You will see pet cemeteries; people cutting their legs with broken glass as they run through the streets; geese force-fed meal all day; tribal ladies cooped up in cages and waited upon; dogs being cooked; people exalting effigies of Rudolfo Valentino; women painting their bodies blue to create “art”; a woman breastfeeding a pig; Japanese businessmen getting hosed off in a strange spa; shark torture; and much, much, much more.
Although some of the movie is fabrication, that is not necessarily the point. Flaherty staged a lot for Nanook of the North (1922) to show the world what the life of an Eskimo might look like, not necessarily an Eskimo named “Nanook” specifically.
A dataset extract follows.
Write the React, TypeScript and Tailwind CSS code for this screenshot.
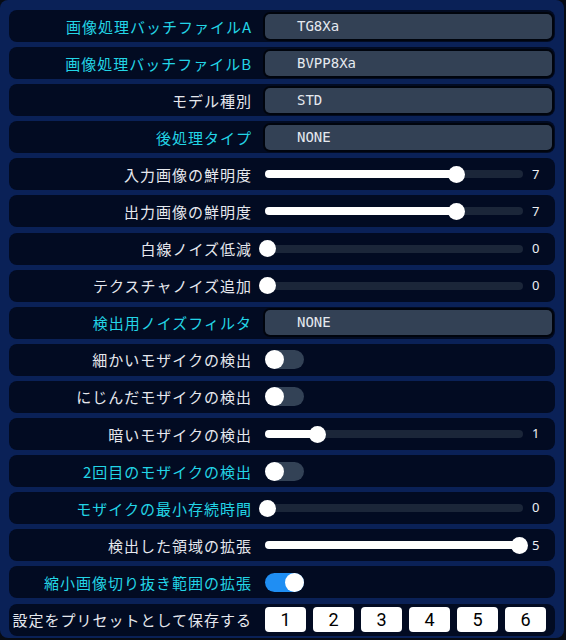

Cavara, Jacopetti, and Prosperi just want to have fun at your expense and present the world as one weird, sick, funny place. More than present true realities, it wants you to reconsider your own lifestyle before judging others and it attempts to put these seemingly shocking incongruities in perspective. I may not appreciate the entire shockumentary mentality, but I did enjoy Mondo Cane.
These movies sometimes get unfairly looked down upon, but you know something? They’re still entertaining little curios, novelty or not. For singing dwarf cowboys, conjoined twin murder trials, and a buffet of international eccentricities check out The Terror of Tiny Town, Chained for Life, and Mondo Cane.